Getting the MOST FOR YOUR BUCK: Hamburger

BUY
Buy only what is ground in your store, that day. Save money by buying late in the day. Buy it on the way home when you need it and use almost the same amount of gas during the week.
All the stories you read about food poisoning is with PRE-Processed Hamburger that is done in a plant in another state and shipped to your store. The grinding processes increases the surface area on the beef and that increases the chances of bacteria growth: you can wash a slab of beef, you can not wash hamburger.
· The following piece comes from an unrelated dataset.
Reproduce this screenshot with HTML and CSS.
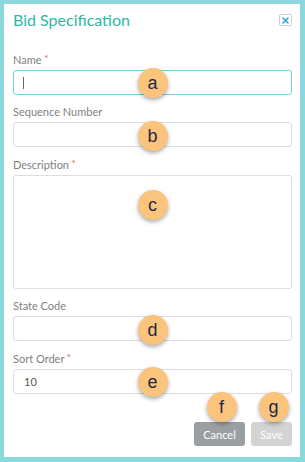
FILE: index.html
```html
<!doctype html>
<html lang="en">
<head>
<meta charset="utf-8">
<title>Bid Specification</title>
<link rel="stylesheet" href="styles.css">
</head>
<body>

<div class="dialog">
  <div class="dialog-header">
    <h1>Bid Specification</h1>
    <button class="close" aria-label="Close">
      <svg width="7" height="7" viewBox="0 0 7 7"><path d="M1 1L6 6M6 1L1 6" stroke="#2aa6e0" stroke-width="1.6" stroke-linecap="round"/></svg>
    </button>
  </div>

  <div class="field">
    <label>Name <span class="req">*</span></label>
    <div class="input focused"><span class="caret"></span></div>
    <span class="badge">a</span>
  </div>

  <div class="field">
    <label>Sequence Number</label>
    <div class="input"></div>
    <span class="badge">b</span>
  </div>

  <div class="field">
    <label>Description <span class="req">*</span></label>
    <div class="input textarea"></div>
    <span class="badge badge-low">c</span>
  </div>

  <div class="field">
    <label>State Code</label>
    <div class="input"></div>
    <span class="badge">d</span>
  </div>

  <div class="field">
    <label>Sort Order <span class="req">*</span></label>
    <div class="input">10</div>
    <span class="badge">e</span>
  </div>

  <div class="actions">
    <button class="btn btn-cancel">Cancel<span class="badge badge-btn">f</span></button>
    <button class="btn btn-save">Save<span class="badge badge-btn">g</span></button>
  </div>
</div>

</body>
</html>
```

FILE: styles.css
```css
* {
  box-sizing: border-box;
}

body {
  background-color: #8bd9de;
  font-family: Lato, "Open Sans", sans-serif;
  margin: 0;
  padding: 4px 5px 5px 4px;
}

.dialog {
  background: white;
  height: 453px;
  padding: 6px 8px 0 9px;
}

.dialog-header {
  display: flex;
  align-items: center;
  justify-content: space-between;
  height: 20px;
  margin-bottom: 21px;
}

h1 {
  font-size: 16px;
  font-weight: 400;
  line-height: 20px;
  color: #2fb7a6;
  margin: 0;
}

.close {
  width: 13px;
  height: 12px;
  padding: 0;
  margin: 0;
  border: 1px solid #cfcfcf;
  border-radius: 2px;
  background: white;
  display: flex;
  align-items: center;
  justify-content: center;
}

.field {
  position: relative;
  margin-bottom: 9px;
}

label {
  display: block;
  font-size: 11px;
  line-height: 15px;
  color: #7f7f7f;
  margin-bottom: 3px;
}

.req {
  color: #e04b4b;
  font-size: 9px;
  vertical-align: 2px;
}

.input {
  position: relative;
  height: 25px;
  border: 1px solid #dedede;
  border-radius: 3px;
  font-size: 11px;
  line-height: 23px;
  color: #555;
  padding-left: 10px;
}

.input.focused {
  border-color: #7ccfd9;
}

.textarea {
  height: 114px;
}

.caret {
  position: absolute;
  left: 9px;
  top: 6px;
  width: 1px;
  height: 12px;
  background: #666;
}

.badge {
  position: absolute;
  left: 50%;
  top: 17px;
  margin-left: -15px;
  width: 30px;
  height: 30px;
  border-radius: 50%;
  background: #fbc47c;
  box-shadow: 0 2px 4px rgba(0, 0, 0, 0.35);
  color: #1e2a48;
  font-family: "Liberation Sans", Arial, sans-serif;
  font-size: 18px;
  line-height: 30px;
  text-align: center;
}

.badge-low {
  top: 34px;
}

.actions {
  display: flex;
  justify-content: flex-end;
  gap: 6px;
  margin-top: 28px;
}

.btn {
  position: relative;
  height: 24px;
  border: none;
  border-radius: 3px;
  font-family: inherit;
  font-size: 11px;
  color: white;
  padding: 0;
}

.btn-cancel {
  width: 51px;
  background: #9a9fa3;
}

.btn-save {
  width: 41px;
  background: #d3d3d3;
}

.badge-btn {
  top: -30px;
  margin-left: -13px;
}
```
Buy and cook the same day or the NEXT day for the same reasons. Fill it on sale and freeze in a double zip lock bag the SAME day.
FAT
As must as we'd all love to stay lean, burger meat is not the place to skimp on juicy, flavorful fat. Go for 80/20 or 70/30 (that's the lean/fat ratio) beef rather than 90/10, and don't fret too much; most of the excess fat drains off during cooking.
HANDLE LESS
You're not making a meatloaf, so you don't need to over-form your patties. Handle the meat as little as possible -- just loosely forming patties, and not compressing the meat. They'll cook more evenly and allow juices to flow.
COOKING
Get out your Foreman Grill! It cooks on both sides, it gently presses out the fat, and it is medium heat. While it's wonderful to have a nice sear on the outside, a too-hot grill will char the outside of the patty while leaving the inside uncooked. Start with a medium flame. Flip'em ONCE. Bake'em in foil like mini meatloaf. Crock as meatballs. Be creative... send me your recipes! freddallas@aol.com
THINK OUTSIDE THE BUN
Salad Burger on the plate. Wrap it in a carb balanced, tortilla. Why not use sliced bread?
TREAT YOUR DOG
Worried about your waist or waste? Hey, look down here!